Posts Tagged With: Reinvention

Is This All There Is? Nope! Courage, Creativity, & Commitment (reinvention)

Most people have hidden in their souls—“I always wanted to…”


When I was fourteen, while living in France with my parents, we attended a Formula One championship automobile race at Spa, Belgium.  The roar of the cars, the beautiful girls, and the international jet set congealed into a full-fledged teenage fantasy for me.  I wanted to grow up to be a race car driver.  I eventually outgrew that dream and many others along the way to adulthood, career, and now ‘retirement.’  Most, if not all of my childhood dreams turned out to be fantasies, not grounded in the real world.
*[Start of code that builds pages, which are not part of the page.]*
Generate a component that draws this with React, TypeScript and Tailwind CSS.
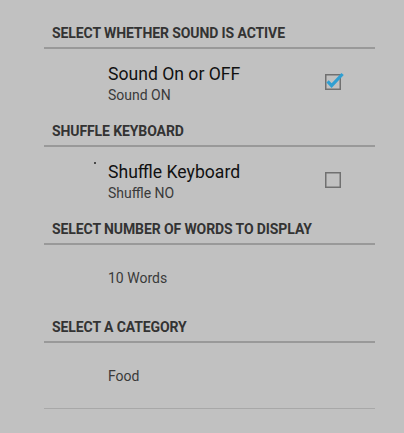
import React from "react";

type Pref =
  | { kind: "check"; header: string; title: string; summary: string; checked: boolean; dot?: boolean }
  | { kind: "list"; header: string; value: string };

const prefs: Pref[] = [
  { kind: "check", header: "Select whether sound is active", title: "Sound On or OFF", summary: "Sound ON", checked: true },
  { kind: "check", header: "Shuffle Keyboard", title: "Shuffle Keyboard", summary: "Shuffle NO", checked: false, dot: true },
  { kind: "list", header: "Select number of words to display", value: "10 Words" },
  { kind: "list", header: "Select a category", value: "Food" },
];

function CheckBox({ checked }: { checked: boolean }) {
  return (
    <svg width="16" height="16" viewBox="0 0 16 16" className="overflow-visible">
      <rect x="0.75" y="0.75" width="14.5" height="14.5" fill="none" stroke="#707070" strokeWidth="1.5" />
      {checked && (
        <path
          d="M2.6 7.4 L6.6 11.6 L17.6 0"
          fill="none"
          stroke="#2f9fd2"
          strokeWidth="3.2"
          strokeLinejoin="miter"
        />
      )}
    </svg>
  );
}

function Section({ pref }: { pref: Pref }) {
  return (
    <div>
      <div className="pt-[9px]">
        <div className="pl-[8px] text-[14px] leading-[16px] font-bold uppercase tracking-[-0.1px] text-[#333333]">
          {pref.header}
        </div>
        <div className="mt-[6px] h-[2px] bg-[#999999]" />
      </div>
      {pref.kind === "check" ? (
        <div className="flex h-[65px] items-stretch">
          <div className="w-[64px] shrink-0">
            {pref.dot && <div className="ml-[50px] mt-[15px] h-[2px] w-[2px] rounded-full bg-[#222222]" />}
          </div>
          <div className="flex-1 pt-[14px]">
            <div className="text-[17.6px] leading-[22px] text-[#111111]">{pref.title}</div>
            <div className="text-[14px] leading-[20px] text-[#3a3a3a]">{pref.summary}</div>
          </div>
          <div className="flex w-[50px] items-center">
            <CheckBox checked={pref.checked} />
          </div>
        </div>
      ) : (
        <div className="flex h-[65px] items-center pl-[64px]">
          <div className="text-[14px] leading-[20px] text-[#3a3a3a]">{pref.value}</div>
        </div>
      )}
    </div>
  );
}

export default function App() {
  return (
    <div
      className="h-[433px] w-[404px] overflow-hidden bg-[#c1c1c1] pt-[16px]"
      style={{ fontFamily: "Roboto, 'Liberation Sans', sans-serif" }}
    >
      <div className="ml-[44px] w-[331px]">
        {prefs.map((p) => (
          <Section key={p.header} pref={p} />
        ))}
        <div className="h-px bg-[#a8a8a8]" />
      </div>
    </div>
  );
}
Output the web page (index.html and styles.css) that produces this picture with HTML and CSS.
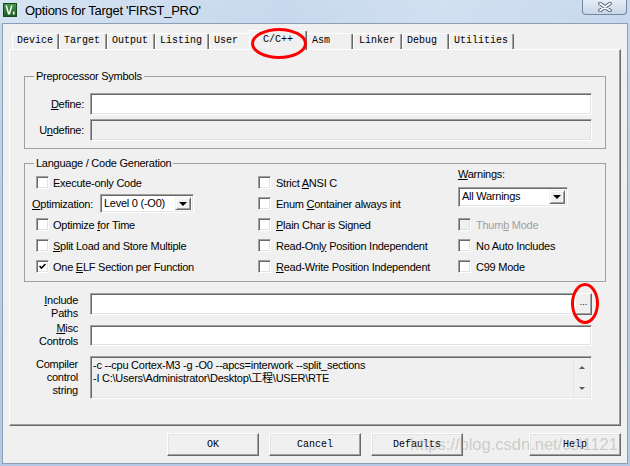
FILE: index.html
```html
<!DOCTYPE html>
<html>
<head>
<meta charset="utf-8">
<title>Options for Target 'FIRST_PRO'</title>
<link rel="stylesheet" href="styles.css">
</head>
<body>
<div class="window">
  <header class="titlebar">
    <svg class="app-icon" viewBox="0 0 14 14">
      <defs>
        <linearGradient id="icg" x1="0" y1="0" x2="0" y2="1">
          <stop offset="0" stop-color="#4a9c50"/>
          <stop offset="1" stop-color="#1c5b25"/>
        </linearGradient>
      </defs>
      <rect x="0.5" y="0.5" width="13" height="13" fill="url(#icg)" stroke="#164a1d"/>
      <path d="M2.5 2.5 L4 2.5 L6 9.5 L8 2.5 L9.5 2.5 L7 11.5 L5 11.5 Z" fill="#fff"/>
      <path d="M9.8 8.5 L11.6 8.5 L11.6 11.6 L9.8 11.6 Z" fill="#dfeedd"/>
    </svg>
    <span class="title">Options for Target 'FIRST_PRO'</span>
    <div class="close">
      <svg width="16" height="10" viewBox="0 0 16 10">
        <path d="M3 1.5 L13 8.5 M13 1.5 L3 8.5" stroke="#4d5b70" stroke-width="3.6" stroke-linecap="round"/>
        <path d="M3 1.5 L13 8.5 M13 1.5 L3 8.5" stroke="#fff" stroke-width="1.8" stroke-linecap="round"/>
      </svg>
    </div>
  </header>

  <main class="client">
    <nav class="tabs">
      <span class="tab t-device">Device</span>
      <span class="tab t-target">Target</span>
      <span class="tab t-output">Output</span>
      <span class="tab t-listing">Listing</span>
      <span class="tab t-user">User</span>
      <span class="tab active">C/C++</span>
      <span class="tab t-asm">Asm</span>
      <span class="tab t-linker">Linker</span>
      <span class="tab t-debug">Debug</span>
      <span class="tab t-util">Utilities</span>
    </nav>

    <section class="panel">
      <fieldset class="group pre">
        <legend>Preprocessor Symbols</legend>
        <div class="sym-grid">
          <label class="rlabel"><u>D</u>efine:</label>
          <div class="edit"></div>
          <label class="rlabel">U<u>n</u>define:</label>
          <div class="edit disabled"></div>
        </div>
      </fieldset>

      <fieldset class="group lang">
        <legend>Language / Code Generation</legend>
        <div class="lang-grid">
          <div class="col col-left">
            <div class="cbrow"><span class="cb"></span><span>Execute-only Code</span></div>
            <div class="optrow"><span class="optlabel"><u>O</u>ptimization:</span>
              <div class="combo combo-opt"><span class="combo-text">Level 0 (-O0)</span><span class="drop"><i></i></span></div>
            </div>
            <div class="cbrow"><span class="cb"></span><span>Optimize <u>f</u>or Time</span></div>
            <div class="cbrow"><span class="cb"></span><span><u>S</u>plit Load and Store Multiple</span></div>
            <div class="cbrow"><span class="cb checked"><svg viewBox="0 0 13 13"><path d="M3 6 L5.2 8.4 L10 3.6" fill="none" stroke="#000" stroke-width="1.8"/></svg></span><span>One <u>E</u>LF Section per Function</span></div>
          </div>
          <div class="col col-mid">
            <div class="cbrow"><span class="cb"></span><span>Strict <u>A</u>NSI C</span></div>
            <div class="cbrow"><span class="cb"></span><span>Enum <u>C</u>ontainer always int</span></div>
            <div class="cbrow"><span class="cb"></span><span><u>P</u>lain Char is Signed</span></div>
            <div class="cbrow"><span class="cb"></span><span>Read-Onl<u>y</u> Position Independent</span></div>
            <div class="cbrow"><span class="cb"></span><span><u>R</u>ead-Write Position Independent</span></div>
          </div>
          <div class="col col-right">
            <div class="warn">
              <div class="warn-label"><u>W</u>arnings:</div>
              <div class="combo combo-warn"><span class="combo-text">All Warnings</span><span class="drop"><i></i></span></div>
            </div>
            <div class="cbrow disabled"><span class="cb"></span><span>Thum<u>b</u> Mode</span></div>
            <div class="cbrow"><span class="cb"></span><span>No Auto Includes</span></div>
            <div class="cbrow"><span class="cb"></span><span>C99 Mode</span></div>
          </div>
        </div>
      </fieldset>

      <div class="paths">
        <label class="rlabel lbl-inc"><u>I</u>nclude<br>Paths</label>
        <div class="inc">
          <div class="edit"></div>
          <div class="browse">...</div>
        </div>
        <label class="rlabel lbl-misc"><u>M</u>isc<br>Controls</label>
        <div class="edit misc"></div>
        <label class="rlabel lbl-cc">Compiler<br>control<br>string</label>
        <div class="ccbox">
          <div class="cc-text">-c --cpu Cortex-M3 -g -O0 --apcs=interwork --split_sections<br>-I C:\Users\Administrator\Desktop\工程\USER\RTE</div>
          <div class="scroll"><i class="up"></i><i class="down"></i></div>
        </div>
      </div>
    </section>

    <div class="buttons">
      <div class="btn">OK</div>
      <div class="btn">Cancel</div>
      <div class="btn">Defaults</div>
      <div class="btn btn-help">Help</div>
    </div>
  </main>

  <div class="watermark">https://blog.csdn.net/csl1121</div>
  <div class="ring ring-tab"></div>
  <div class="ring ring-btn"></div>
</div>
</body>
</html>
```

FILE: styles.css
```css
* { box-sizing: border-box; }
html, body { margin: 0; padding: 0; }
body {
  width: 630px;
  height: 466px;
  overflow: hidden;
  background: #bcd0e8;
  font-family: "Liberation Sans", Arial, "Noto Sans CJK SC", sans-serif;
  font-size: 11px;
  letter-spacing: -0.25px;
  color: #000;
}

.window {
  position: relative;
  width: 630px;
  height: 466px;
  display: flex;
  flex-direction: column;
  background: linear-gradient(180deg, #c8daee 0%, #bbcfe7 40%, #b4c9e3 100%);
}

/* title bar */
.titlebar {
  flex: none;
  height: 23px;
  display: flex;
  align-items: flex-start;
  background: linear-gradient(90deg, rgba(255,255,255,0.25), rgba(255,255,255,0) 45%, rgba(255,255,255,0.18) 70%, rgba(255,255,255,0));
}
.app-icon { flex: none; width: 14px; height: 14px; margin: 3px 0 0 3px; }
.title {
  margin: 3px 0 0 8px;
  font-size: 13px;
  letter-spacing: -0.3px;
  line-height: 15px;
  color: #000;
}
.close {
  margin: 0 3px 0 auto;
  width: 45px;
  height: 15px;
  border: 1px solid #7587a2;
  border-top: 0;
  border-radius: 0 0 4px 4px;
  background: linear-gradient(#e6edf6, #c8d6e8);
  display: flex;
  align-items: center;
  justify-content: center;
}

/* client area */
.client {
  flex: 1;
  margin: 0 2px 2px 2px;
  border: 1px solid #8d9eb6;
  background: #f0f0f0;
  display: flex;
  flex-direction: column;
}

/* tabs */
.tabs {
  flex: none;
  height: 25px;
  display: flex;
  align-items: flex-end;
  padding-left: 9px;
}
.tab {
  height: 16px;
  padding: 0 0 0 4px;
  border-top: 1px solid #fff;
  border-left: 1px solid #fff;
  border-right: 1px solid #696969;
  border-radius: 2px 2px 0 0;
  box-shadow: inset -1px 0 0 #a0a0a0;
  background: #f0f0f0;
  font-family: "Liberation Mono", "DejaVu Sans Mono", monospace;
  font-size: 10px;
  letter-spacing: 0;
  line-height: 14px;
  white-space: nowrap;
}
.t-device { width: 47px; }
.t-target { width: 48px; }
.t-output { width: 48px; }
.t-listing { width: 54px; }
.t-user { width: 42px; }
.t-asm { width: 48px; padding-left: 6px; }
.t-linker { width: 49px; padding-left: 5px; }
.t-debug { width: 47px; }
.t-util { width: 65px; }
.tab.active {
  position: relative;
  z-index: 2;
  width: 58px;
  height: 20px;
  margin: 0 -2px -1px -2px;
  padding: 2px 0 0 0;
  text-align: center;
}

/* tab panel */
.panel {
  flex: none;
  margin-left: 6px;
  width: 612px;
  height: 377px;
  border: 1px solid;
  border-color: #fff #696969 #696969 #fff;
  box-shadow: inset -1px -1px 0 #a0a0a0;
  display: flex;
  flex-direction: column;
}

.group {
  margin: 0 0 0 14px;
  padding: 0 0 7px 0;
  width: 582px;
  min-width: 0;
  border: 1px solid #a0a0a0;
}
.group legend {
  margin-left: 9px;
  padding: 0 2px;
  line-height: 14px;
}
.pre { margin-top: 19px; }
.lang { margin-top: 7px; padding-bottom: 4px; }

.rlabel { text-align: right; line-height: 13px; }

.sym-grid {
  display: grid;
  grid-template-columns: 59px 502px;
  grid-auto-rows: 22px;
  column-gap: 6px;
  row-gap: 4px;
  align-items: center;
  margin-top: 10px;
}

.edit {
  height: 22px;
  background: #fff;
  border: 1px solid;
  border-color: #a0a0a0 #fff #fff #a0a0a0;
  box-shadow: inset 1px 1px 0 #696969, inset -1px -1px 0 #e3e3e3;
}
.edit.disabled { background: #f0f0f0; }
.edit.misc { height: 21px; }

/* language / code generation */
.lang-grid {
  display: grid;
  grid-template-columns: 226px 200px 1fr;
  padding-left: 7px;
  margin-top: 2px;
}
.col {
  display: grid;
  grid-template-rows: repeat(5, 21px);
  align-items: center;
}
.cbrow {
  display: flex;
  align-items: center;
  gap: 5px;
  white-space: nowrap;
}
.col-left .cbrow { padding-left: 4px; gap: 4px; }
.cb {
  flex: none;
  width: 13px;
  height: 13px;
  background: #fff;
  border: 1px solid;
  border-color: #a0a0a0 #fff #fff #a0a0a0;
  box-shadow: inset 1px 1px 0 #696969, inset -1px -1px 0 #e3e3e3;
  position: relative;
}
.cb svg { display: block; width: 11px; height: 11px; }
.cbrow.disabled { color: #a0a0a0; }
.cbrow.disabled .cb { background: #f0f0f0; }

.optrow { display: flex; align-items: center; }
.optlabel { width: 68px; }

.combo {
  display: flex;
  align-items: stretch;
  background: #fff;
  border: 1px solid;
  border-color: #a0a0a0 #fff #fff #a0a0a0;
  box-shadow: inset 1px 1px 0 #696969, inset -1px -1px 0 #e3e3e3;
  padding: 2px;
}
.combo-opt { width: 94px; height: 19px; }
.combo-warn { width: 110px; height: 20px; margin-top: 6px; }
.combo-text { flex: 1; padding-left: 1px; line-height: 13px; white-space: nowrap; }
.drop {
  width: 16px;
  border: 1px solid;
  border-color: #f0f0f0 #696969 #696969 #f0f0f0;
  box-shadow: inset 1px 1px 0 #fff, inset -1px -1px 0 #a0a0a0;
  background: #f0f0f0;
  display: flex;
  align-items: center;
  justify-content: center;
}
.drop i {
  width: 0;
  height: 0;
  border-left: 4px solid transparent;
  border-right: 4px solid transparent;
  border-top: 4px solid #000;
}

.warn { grid-row: span 2; align-self: start; margin-top: -4px; }
.warn-label { line-height: 13px; }

/* include / misc / compiler string */
.paths {
  display: grid;
  grid-template-columns: 68px 502px;
  grid-template-rows: 22px 21px 43px;
  column-gap: 12px;
  row-gap: 10px;
  align-items: start;
  margin-top: 11px;
}
.lbl-inc { margin-top: 1px; }
.lbl-misc { margin-top: -3px; }
.lbl-cc { margin-top: 2px; }

.inc { display: flex; }
.inc .edit { flex: 1; }
.browse {
  flex: none;
  width: 17px;
  height: 22px;
  border: 1px solid;
  border-color: #fff #696969 #696969 #fff;
  box-shadow: inset -1px -1px 0 #a0a0a0;
  background: #f0f0f0;
  font-size: 9px;
  letter-spacing: 0;
  line-height: 16px;
  text-align: center;
}

.ccbox {
  height: 43px;
  display: flex;
  background: #f0f0f0;
  border: 1px solid;
  border-color: #a0a0a0 #fff #fff #a0a0a0;
  box-shadow: inset 1px 1px 0 #696969, inset -1px -1px 0 #e3e3e3;
}
.cc-text {
  flex: 1;
  padding: 2px 0 0 2px;
  line-height: 13px;
  white-space: nowrap;
  overflow: hidden;
}
.scroll {
  flex: none;
  width: 17px;
  margin: 1px 1px 1px 0;
  border-left: 1px solid #e6e6e6;
  display: flex;
  flex-direction: column;
  align-items: center;
  justify-content: space-between;
  padding: 8px 0 7px;
}
.scroll i {
  width: 0;
  height: 0;
  border-left: 3px solid transparent;
  border-right: 3px solid transparent;
}
.scroll .up { border-bottom: 3px solid #5a5a5a; }
.scroll .down { border-top: 3px solid #5a5a5a; }

/* dialog buttons */
.buttons {
  flex: none;
  display: flex;
  justify-content: flex-end;
  gap: 10px;
  margin-top: 7px;
  padding-right: 6px;
}
.btn {
  width: 92px;
  height: 23px;
  border: 1px solid;
  border-color: #fff #696969 #696969 #fff;
  box-shadow: inset -1px -1px 0 #a0a0a0, inset 1px 1px 0 #e3e3e3;
  background: #f0f0f0;
  font-family: "Liberation Mono", "DejaVu Sans Mono", monospace;
  font-size: 10px;
  letter-spacing: 0;
  display: flex;
  align-items: center;
  justify-content: center;
}
.btn-help { margin-left: 56px; }

/* overlays */
.watermark {
  position: absolute;
  z-index: 4;
  left: 410px;
  top: 434px;
  font-size: 16.5px;
  letter-spacing: 0;
  line-height: 20px;
  color: rgba(150, 150, 150, 0.42);
  white-space: nowrap;
  pointer-events: none;
}
.ring {
  position: absolute;
  z-index: 5;
  border: 3px solid #f00;
  border-radius: 50%;
  pointer-events: none;
}
.ring-tab { left: 251px; top: 28px; width: 56px; height: 31px; }
.ring-btn { left: 571px; top: 283px; width: 28px; height: 41px; }
```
How many people can actually be an NBA star or have a hit record?  Like it or not optimism and hope can only take you so far, after all the hard work and discipline as noted entrepreneurial expert, Joe Robinson says, “Luck always factors in.”

Most people give up those fanciful dreams and accept the received values, tastes, and activities of society to define their life.  They find a tribe or group to identify with (often sold by the media) and then emulate those opinions, tastes, and values.   But they don’t renew or inspire, because they can’t.  They came from someone else.  Renewal later in life compels shifting goals from the extrinsic (money, status) to the intrinsic.  Unless some kind of lightning bolt from the Pollyanna’s Secret hits me, I probably won’t write a number 1 best seller, so it behooves me to focus on inner goals for satisfaction and achievement.  But inner goals are inherently squishy, so I look for metrics to confirm I’m succeeding, but not for fame or money, but to confirm I reach people.  I still want achievement, just like back in the career days, but of a different kind.

Occasionally, a certain mood descends on me.  Recently, I woke up at 3 am and stared at the ceiling.  Thoughts bombarding the stillness:  What is the point in writing and publishing?  Who really cares?  Later that day, I went to my local non-chain coffee house and looked out the big picture window and watched people in business attire scurrying around.  I once played that role and quit when the suit became too small for my soul.  I don’t want to go back, but keeping on the path of renewal and reinvention isn’t easy either.

I’ve achieved a lot of my inner and outer goals since retiring (art exhibition, publishing three books, Victoria Falls, getting up late every day, and more), but not all.  Some goals elude me. I either don’t have the perseverance (learning guitar) or the courage to start over (move to the tropics).  I still have a bucket list, but at times the will to pursue disappears.  Then it is time to renew and like this season, autumn, let the dead bury the dead.  As this season demonstrates, leaves fall and a new cycle begins.

Reinventing takes work and like a job requires time, effort, and maintenance to sustain it.  I chronicled my initial reinvention journey in Living the Dream Deferred and at times it was tough, at least as tough as advancement in my original career in education.  Now that I’ve been into it for a few years, I can report that real re-inventors are few. Most retirees settle into some long time leisure interest and occasional volunteer work, traveling, or continue their original career.  For brave or crazy few that strike out into the brave, new world, it is an on-going process.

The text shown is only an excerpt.